Jason continues: “When I had my shop in Atlanta, I was playing around by combining different size bevels and eased edges. As I did this, blending each profile together, the bevels would taper into the eased edges, and when polished, came out like a wave. I then did the same thing on the bottom of the slab opposite from the top. It’s all done off of measurements, and I have many variations, for a variety of unique looks. I can make (the wave design) tighter or stretch it out by altering the length of each profile. All are different, but all look just as cool. That’s the fun thing about doing this edge. I can change it to suit the look the customer wants.
“Doing a J-Wave edge is even faster than doing an ogee with a router, too. It is unique, looks uniform and doesn’t look like a mistake. It’s not complicated either. I can teach it in a day or two. Some customers want something fancy and different, so you can offer this edge, and no CNC or router needed. I love what I do, and I’m very proud of this edge.”
Roman Empire Granite & Marble serves the greater Youngstown, Ohio, area. “First, we educate our customers,” explained Mike. “We then take them through our shop and let them to view in full the stone they’ve picked out, using templates to make sure they are happy where we are placing their countertops. We offer both sinks and faucets and about 50 percent of our customers purchase them with their countertops.”
Dedicated Employees Make All the Difference
Mike continued: “I can’t say enough about Jason and his attention to detail. This business is very detail-
oriented, and you have to have that. He’s very neat and really cares about his product, and he’s good with our customers. Many times customers say, ‘Jason really knows his stuff and is very professional,’ and that’s what we set out to do. I can’t say enough about Jackie Angelilli, either. She keeps an eye on the company and is great with the customers. She knows a lot about pricing the products, and many times I’ll call her for answers. She is always on top of things.”
Lower Volume Equals Outstanding Quality
Mike went on to say that past sales were mostly due to advertising, while adding, “Lately, we are starting to gain work by word of mouth. People are coming in and saying, ‘I know you did so and so’s house and it was beautiful.’ So word of mouth takes a little bit of time, but the good word about us is starting to spread.”
Roman Empire Granite & Marble’s showroom features many samples of natural and engineered stone, as well as vignettes that include sinks and faucets. Additionally, a tasteful display of ceramic tile is represented, mostly in backsplashes. “We occasionally have designers show up with customers, but nine times out of ten, customers come in by themselves. Jackie will meet with them. She is really good at knowing the trends, putting the colors together and answering the questions they have.

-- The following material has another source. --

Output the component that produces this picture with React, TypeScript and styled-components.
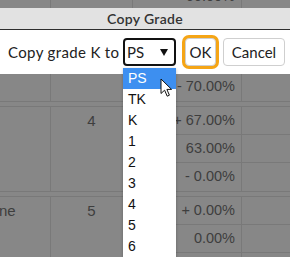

Managing the Customer Relationship
“I think the best thing you can do with a customer is to educate them on the products they want to purchase. The more they know about it, the better it is for them. I also think that showing the pluses and minuses of the product is a big advantage. That little bit of time you spend just talking about the products makes them feel good and makes all the difference. Instead of just taking them over to the samples and asking them what they think of it, we take the time to explain what granite is, what engineered stone is and what the differences are. Most go with us, but if they don’t at least we know we went the whole nine yards, and I feel good about that. I know that’s how I’d want to be treated. They really appreciate it, and many say that at the end of their visit.”
A Five Star Future
Mike continued, “The business climate in Struthers, Ohio, is not too bad. There are about five other fabricators in the area, so it’s not saturated. Overall, it’s a good market, and we had steady work all of last year.
“As far as our plans down the road, I want to get a little bigger, but not too much bigger, so we can keep our hands on it. We will be making a little more room in the shop, and as the work comes in we’ll hire a few more fabricators. Someday I’d love to have a CNC, but until then, if we can grow the volume a little more, I’ll just take the money and buy another tool. I won’t go and buy a lot of tools or equipment hoping that the phone rings. Doing that only sets you up for failure.
“Our main goal is not to be the biggest shop — just the best. I truly want our customers to say that Roman Empire Granite & Marble not only did a great job in fabrication, they treated us like family, took the time to educate us and went above and beyond to make us happy. My dad would always tell us, ‘Just go the extra mile and that will always stand out in the customers’ mind. Take the extra time, and they will appreciate it!’”
So fabricators — here’s a suggestion: why not design and market your own signature edge? If you’re willing to change the rules, Braxton-Bragg has the tools.
For more information on Roman Empire Granite & Marble visit www.yourtilecenter.net .
The J-Wave Signature Edge
Jason Heard is not shy about sharing his signature edge with other interested fabricators.
First, Jason takes his adjustable square set at 3/8 of an inch and makes a pencil line along the full length of the countertop top and bottom. He then marks the top and bottom every three to five inches, depending on the desired look.
Jason then alternates the depth of each bevel, going 3/8 inch to 1/4 inch over and along the entire length of the top, while staggering the same combination along the bottom edge.
When all those bevels are joined together, it makes one continuous wave and looks awesome, according to Jason. Each one is hand-fabricated, so no two are exactly alike. Customers love the fact that they are getting something unique, which is a great up-selling tool.